Pembicara lain kegiatan adalah Deputi 1 BNPT Mayjen TNI Sudaryanto
Pada kegiatan ini juga digelar diskusi dengan menghadirkan narasumber Ketua MUI KH Yusnar Yusuf Rangkuti, Direktur Pencegahan BNPT Prof Irfan Idris, Staf Khusus Bidang Penegakan Keadilan dan Konsiliasi Menko PMK Irjen Pol R. Ahmad Nurwakhid, Prof Ai Fatimah Nur Fuad dari Uhamka.
Lebih lanjut Kiai Said mengungkappkan bahwa dunia tengah berada dalam situasi yang tidak baik-baik saja. Eskalasi konflik dan peperangan terus bergejolak, turbulensi ekonomi terus terjadi, dan ancaman bencana ekologi yang serius terus melanda dimana-mana. Sudah seharusnya hal ini menjadi atensi dari semua pihak, terutama ormas dan tokoh-tokoh agama. Dalam siatuasi ini, Bangsa Indonesia tidak boleh sedikitpun lengah dalam menghadapinya.
Ia menguraikan bahwa Indonesia kini tengah berada pada titik silang pertarungan peradaban global. Di satu sisi menghadapi hegemoni negara-negara adi kuasa dunia namun di sisi lain Indonesia memiliki peluang hadir menjadi penghubung rantai peradaban di tengah pertarungan peradaban yang tidak bersudut.
Di sisi lain, Indonesia masih menghadapi tantangan dan pekerjaan rumah di dalam negeri yang harus segera dituntaskan terutama dalam menghadapi meningkatnya eskalasi politik dan ancaman terbulunsi ekonomi serta kemungkinan terjadinya ketidakteraturan sosial yang dipicu dari berbagai latar belakang disharmoni dan konflik horizontal antar masyarakat.

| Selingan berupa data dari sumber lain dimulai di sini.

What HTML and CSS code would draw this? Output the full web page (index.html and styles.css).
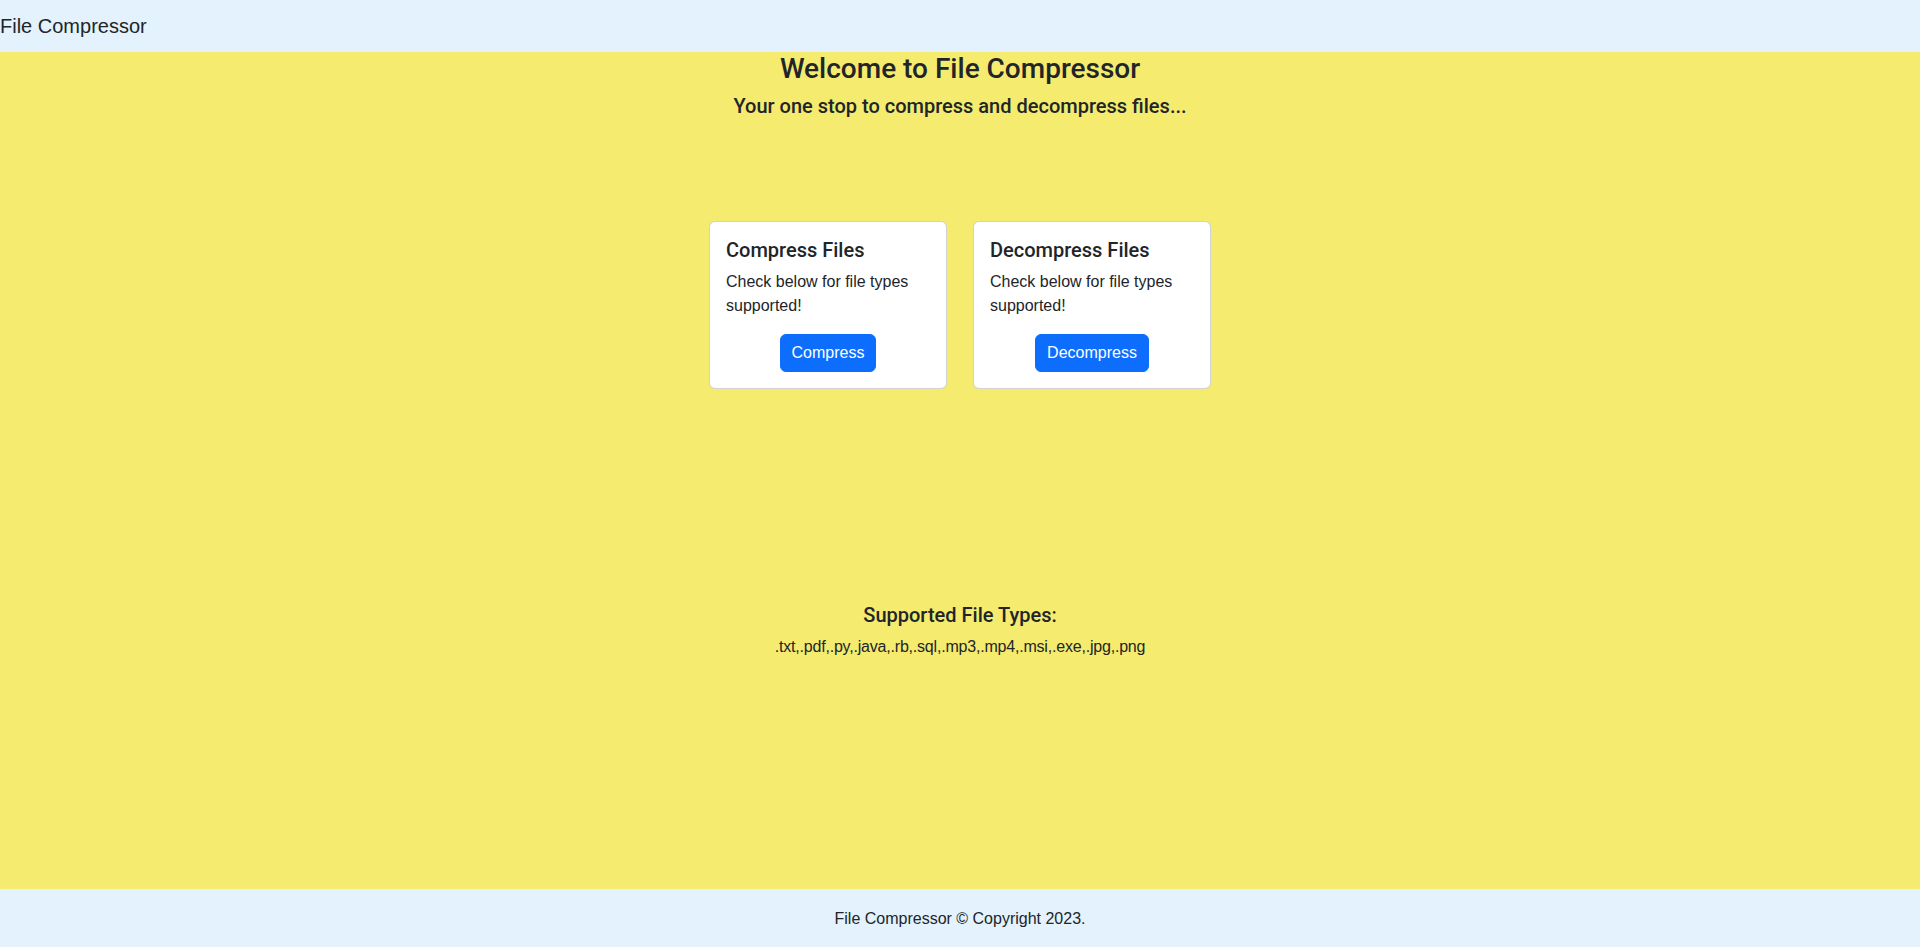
FILE: index.html
```html
<!DOCTYPE html>
<html lang="en">
<head>
<meta charset="utf-8">
<title>File Compressor</title>
<link rel="stylesheet" href="styles.css">
</head>
<body>
<div class="page">
  <nav class="navbar">
    <a class="brand" href="#">File Compressor</a>
  </nav>
  <main class="main">
    <section class="hero">
      <h3 class="hero-title">Welcome to File Compressor</h3>
      <h5 class="hero-sub">Your one stop to compress and decompress files...</h5>
    </section>
    <section class="cards">
      <div class="card">
        <h5 class="card-title">Compress Files</h5>
        <p class="card-text">Check below for file types supported!</p>
        <div class="card-action"><a class="btn" href="#">Compress</a></div>
      </div>
      <div class="card">
        <h5 class="card-title">Decompress Files</h5>
        <p class="card-text">Check below for file types supported!</p>
        <div class="card-action"><a class="btn" href="#">Decompress</a></div>
      </div>
    </section>
    <section class="supported">
      <h5 class="supported-title">Supported File Types:</h5>
      <p class="supported-list">.txt,.pdf,.py,.java,.rb,.sql,.mp3,.mp4,.msi,.exe,.jpg,.png</p>
    </section>
  </main>
  <footer class="footer">
    <p class="footer-text">File Compressor &copy; Copyright 2023.</p>
  </footer>
</div>
</body>
</html>
```

FILE: styles.css
```css
* { box-sizing: border-box; }

html, body {
  margin: 0;
  padding: 0;
}

body {
  font-family: "Liberation Sans", Arial, sans-serif;
  font-size: 16px;
  line-height: 1.5;
  color: #212529;
  background: #f5eb6e;
}

.page {
  display: flex;
  flex-direction: column;
  min-height: 100vh;
}

.navbar {
  height: 52px;
  background: #e3f2fd;
  display: flex;
  align-items: center;
  padding-bottom: 1px;
}

.brand {
  font-size: 20px;
  line-height: 30px;
  color: #212529;
  text-decoration: none;
}

.main {
  flex: 1;
  background: #f5eb6e;
}

.hero {
  text-align: center;
}

.hero-title,
.hero-sub,
.card-title,
.supported-title {
  font-family: Roboto, "Liberation Sans", Arial, sans-serif;
  font-weight: 500;
  line-height: 1.2;
}

.hero-title {
  margin: 0 0 8px;
  font-size: 28px;
}

.hero-sub {
  margin: 0;
  font-size: 20px;
}

.cards {
  display: flex;
  justify-content: center;
  gap: 26px;
  margin-top: 103px;
}

.card {
  width: 238px;
  background: #fff;
  border: 1px solid rgba(0, 0, 0, 0.175);
  border-radius: 6px;
  padding: 16px;
}

.card-title {
  margin: 0 0 8px;
  font-size: 20px;
}

.card-text {
  margin: 0 0 16px;
}

.card-action {
  display: flex;
  justify-content: center;
}

.btn {
  display: inline-block;
  padding: 6px 11px;
  border: 1px solid #0d6efd;
  border-radius: 6px;
  background: #0d6efd;
  color: #fff;
  font-size: 16px;
  line-height: 24px;
  text-decoration: none;
}

.supported {
  margin-top: 214px;
  text-align: center;
}

.supported-title {
  margin: 0 0 8px;
  font-size: 20px;
}

.supported-list {
  margin: 0;
  letter-spacing: -0.2px;
}

.footer {
  height: 58px;
  background: #e3f2fd;
  display: flex;
  align-items: center;
  justify-content: center;
  padding-top: 2px;
}

.footer-text {
  margin: 0;
}
```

“Dinamika global yang tengah terjadi dan realitas nasional yang ada harus diwaspadai dengan penuh siapsiaga. Agar tidak ada celah sedikitpun bagi penumpang gelap yang berusaha merusak Indonesia dari dalam dan luar negeri," katanya.

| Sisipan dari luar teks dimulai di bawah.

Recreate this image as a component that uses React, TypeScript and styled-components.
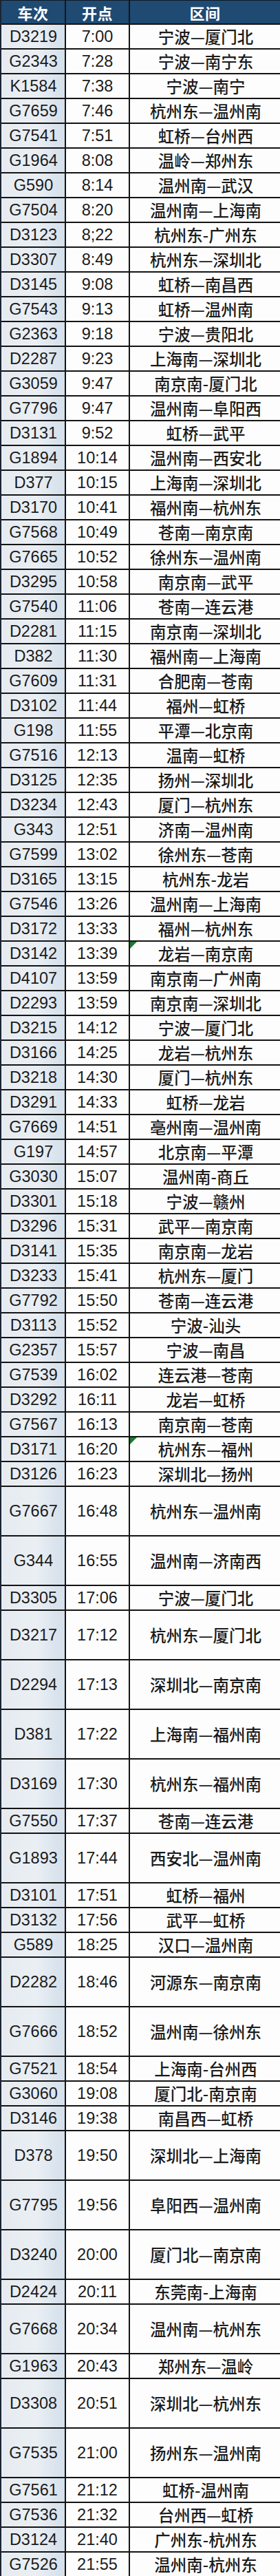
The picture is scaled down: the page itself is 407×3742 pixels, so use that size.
import React from "react";
import styled, { createGlobalStyle } from "styled-components";

const GlobalStyle = createGlobalStyle`
  html, body {
    margin: 0;
    padding: 0;
    overflow: hidden;
    background: #ffffff;
  }
  * { box-sizing: border-box; }
`;

type Train = { no: string; time: string; route: string; tall?: boolean; mark?: boolean };

const trains: Train[] = [
  { no: "D3219", time: "7:00", route: "宁波—厦门北" },
  { no: "G2343", time: "7:28", route: "宁波—南宁东" },
  { no: "K1584", time: "7:38", route: "宁波—南宁" },
  { no: "G7659", time: "7:46", route: "杭州东—温州南" },
  { no: "G7541", time: "7:51", route: "虹桥—台州西" },
  { no: "G1964", time: "8:08", route: "温岭—郑州东" },
  { no: "G590", time: "8:14", route: "温州南—武汉" },
  { no: "G7504", time: "8:20", route: "温州南—上海南" },
  { no: "D3123", time: "8;22", route: "杭州东-广州东" },
  { no: "D3307", time: "8:49", route: "杭州东—深圳北" },
  { no: "D3145", time: "9:08", route: "虹桥—南昌西" },
  { no: "G7543", time: "9:13", route: "虹桥—温州南" },
  { no: "G2363", time: "9:18", route: "宁波—贵阳北" },
  { no: "D2287", time: "9:23", route: "上海南—深圳北" },
  { no: "G3059", time: "9:47", route: "南京南-厦门北" },
  { no: "G7796", time: "9:47", route: "温州南—阜阳西" },
  { no: "D3131", time: "9:52", route: "虹桥—武平" },
  { no: "G1894", time: "10:14", route: "温州南—西安北" },
  { no: "D377", time: "10:15", route: "上海南—深圳北" },
  { no: "D3170", time: "10:41", route: "福州南—杭州东" },
  { no: "G7568", time: "10:49", route: "苍南—南京南" },
  { no: "G7665", time: "10:52", route: "徐州东—温州南" },
  { no: "D3295", time: "10:58", route: "南京南—武平" },
  { no: "G7540", time: "11:06", route: "苍南—连云港" },
  { no: "D2281", time: "11:15", route: "南京南—深圳北" },
  { no: "D382", time: "11:30", route: "福州南—上海南" },
  { no: "G7609", time: "11:31", route: "合肥南—苍南" },
  { no: "D3102", time: "11:44", route: "福州—虹桥" },
  { no: "G198", time: "11:55", route: "平潭—北京南" },
  { no: "G7516", time: "12:13", route: "温南—虹桥" },
  { no: "D3125", time: "12:35", route: "扬州—深圳北" },
  { no: "D3234", time: "12:43", route: "厦门—杭州东" },
  { no: "G343", time: "12:51", route: "济南—温州南" },
  { no: "G7599", time: "13:02", route: "徐州东—苍南" },
  { no: "D3165", time: "13:15", route: "杭州东-龙岩" },
  { no: "G7546", time: "13:26", route: "温州南—上海南" },
  { no: "D3172", time: "13:33", route: "福州—杭州东" },
  { no: "D3142", time: "13:39", route: "龙岩—南京南", mark: true },
  { no: "D4107", time: "13:59", route: "南京南—广州南" },
  { no: "D2293", time: "13:59", route: "南京南—深圳北" },
  { no: "D3215", time: "14:12", route: "宁波—厦门北" },
  { no: "D3166", time: "14:25", route: "龙岩—杭州东" },
  { no: "D3218", time: "14:30", route: "厦门—杭州东" },
  { no: "D3291", time: "14:33", route: "虹桥—龙岩" },
  { no: "G7669", time: "14:51", route: "亳州南—温州南" },
  { no: "G197", time: "14:57", route: "北京南—平潭" },
  { no: "G3030", time: "15:07", route: "温州南-商丘" },
  { no: "D3301", time: "15:18", route: "宁波—赣州" },
  { no: "D3296", time: "15:31", route: "武平—南京南" },
  { no: "D3141", time: "15:35", route: "南京南—龙岩" },
  { no: "D3233", time: "15:41", route: "杭州东—厦门" },
  { no: "G7792", time: "15:50", route: "苍南—连云港" },
  { no: "D3113", time: "15:52", route: "宁波-汕头" },
  { no: "G2357", time: "15:57", route: "宁波—南昌" },
  { no: "G7539", time: "16:02", route: "连云港—苍南" },
  { no: "D3292", time: "16:11", route: "龙岩—虹桥" },
  { no: "G7567", time: "16:13", route: "南京南—苍南" },
  { no: "D3171", time: "16:20", route: "杭州东—福州", mark: true },
  { no: "D3126", time: "16:23", route: "深圳北—扬州" },
  { no: "G7667", time: "16:48", route: "杭州东—温州南", tall: true },
  { no: "G344", time: "16:55", route: "温州南—济南西", tall: true },
  { no: "D3305", time: "17:06", route: "宁波—厦门北" },
  { no: "D3217", time: "17:12", route: "杭州东—厦门北", tall: true },
  { no: "D2294", time: "17:13", route: "深圳北—南京南", tall: true },
  { no: "D381", time: "17:22", route: "上海南—福州南", tall: true },
  { no: "D3169", time: "17:30", route: "杭州东—福州南", tall: true },
  { no: "G7550", time: "17:37", route: "苍南—连云港" },
  { no: "G1893", time: "17:44", route: "西安北—温州南", tall: true },
  { no: "D3101", time: "17:51", route: "虹桥—福州" },
  { no: "D3132", time: "17:56", route: "武平—虹桥" },
  { no: "G589", time: "18:25", route: "汉口—温州南" },
  { no: "D2282", time: "18:46", route: "河源东—南京南", tall: true },
  { no: "G7666", time: "18:52", route: "温州南—徐州东", tall: true },
  { no: "G7521", time: "18:54", route: "上海南-台州西" },
  { no: "G3060", time: "19:08", route: "厦门北-南京南" },
  { no: "D3146", time: "19:38", route: "南昌西—虹桥" },
  { no: "D378", time: "19:50", route: "深圳北—上海南", tall: true },
  { no: "G7795", time: "19:56", route: "阜阳西—温州南", tall: true },
  { no: "D3240", time: "20:00", route: "厦门北—南京南", tall: true },
  { no: "D2424", time: "20:11", route: "东莞南-上海南" },
  { no: "G7668", time: "20:34", route: "温州南—杭州东", tall: true },
  { no: "G1963", time: "20:43", route: "郑州东—温岭" },
  { no: "D3308", time: "20:51", route: "深圳北—杭州东", tall: true },
  { no: "G7535", time: "21:00", route: "扬州东—温州南", tall: true },
  { no: "G7561", time: "21:12", route: "虹桥-温州南" },
  { no: "G7536", time: "21:32", route: "台州西—虹桥" },
  { no: "D3124", time: "21:40", route: "广州东-杭州东" },
  { no: "G7526", time: "21:55", route: "温州南-杭州东" },
];

const LINE = "#141414";

const Table = styled.div`
  width: 407px;
  display: grid;
  grid-template-columns: 94px 93px 220px;
  border-left: 2px solid #1b2433;
  font-family: "Liberation Sans", Arial, "Noto Sans CJK SC", sans-serif;
`;

const HeadCell = styled.div`
  height: 36px;
  display: flex;
  align-items: center;
  justify-content: center;
  background: #1f4a72;
  color: #ffffff;
  font-family: "Noto Sans CJK SC", sans-serif;
  font-weight: 700;
  font-size: 22px;
  letter-spacing: 0.5px;
  border-top: 1px solid #0f1a26;
  border-right: 2px solid #1a1414;
  border-bottom: 2px solid ${LINE};
`;

const Cell = styled.div<{ $tall?: boolean }>`
  position: relative;
  height: ${(p) => (p.$tall ? 72 : 36)}px;
  display: flex;
  align-items: center;
  justify-content: center;
  border-right: 2px solid ${LINE};
  border-bottom: 2px solid ${LINE};
  color: #1b1b1b;
  background: #fdfdfd;
  white-space: nowrap;
`;

const NoCell = styled(Cell)`
  background: linear-gradient(to right, #e6ebf1 0%, #eaeff4 55%, #dde6ef 80%, #d4dfea 100%);
  font-size: 23.5px;
  padding-left: 1px;
`;

const TimeCell = styled(Cell)`
  font-size: 23.5px;
  padding-top: 1px;
`;

const RouteCell = styled(Cell)`
  font-family: "Noto Sans CJK SC", "Liberation Sans", sans-serif;
  font-size: 23.5px;
  font-weight: 500;
  padding-left: 2px;
`;

const Mark = styled.span`
  position: absolute;
  left: 0;
  top: 0;
  width: 0;
  height: 0;
  border-top: 10px solid #1f7a2c;
  border-right: 10px solid transparent;
`;

export default function App() {
  return (
    <>
      <GlobalStyle />
      <Table>
        <HeadCell>车次</HeadCell>
        <HeadCell>开点</HeadCell>
        <HeadCell>区间</HeadCell>
        {trains.map((t, i) => (
          <React.Fragment key={i}>
            <NoCell $tall={t.tall}>{t.no}</NoCell>
            <TimeCell $tall={t.tall}>{t.time}</TimeCell>
            <RouteCell $tall={t.tall}>
              {t.mark && <Mark />}
              {t.route}
            </RouteCell>
          </React.Fragment>
        ))}
      </Table>
    </>
  );
}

Demikian halnya keberadaan skenario asing untuk membuat Indonesia menjadi benar-benar gelap baik melalui rekayasa indeks di pasar modal, melalui permainan nilai tukar rupiah terhadap dolas AS, melalui rekayasa kelangkaan BBM, melalui aksi demonstrasi anarkis, melalui kenaikan harga-harga dan kebutuhan pokok masyarakat, dan juga sangat dimungkinkan melalui aksi teror gaya baru yang belum terprediksi.
“Semuanya harus segera dicegah dan ditangkal serta harus segera dilawan agar negeri yang kita cintai semakin aman, damai, dan maju," ujarnya.
Kiai Said menilai saat ini era transisi sedang berjalan dan telah terjadi banyak penyelarasan serta konsolidasi kebangsaan sedang dilakukan. Karena itu seharusnya Ormas dan tokoh agama bersama pemerintah terus memeprkuat sistem deteksi dini dan membangun kesiapsiagaan nasional serta sedikitpun tidak boleh acuh tak acuh agar momentum ini tidak mudah direbut dan tidak dimanfaatkan oleh sel-sel radikalisme ekstremisme terorisme untuk berkembang ke arah lebih massif dan bermetamorfosa dalam pola, strategi dan gerakan baru yang mungkin mengarah pada sistem ledakan rendah tapi berdampak luas (low explosive but high impact).
“Ormas-ormas Islam dan Ormas keagamaan serta para pemimpin agama tidak boleh hanya jadi penonton dan tidak boleh terbawa ke dalam arus pertarugan yang tidak bersudut antar kepentingan. Tetapi harus bisa berdiri menjadi penyelesai persoalan dan pendamai perselisihan dan harus tegas lurus mengedepankan kepentingan kedaulatan NKRI yang aman, damai, dan sentosa,” paparnya.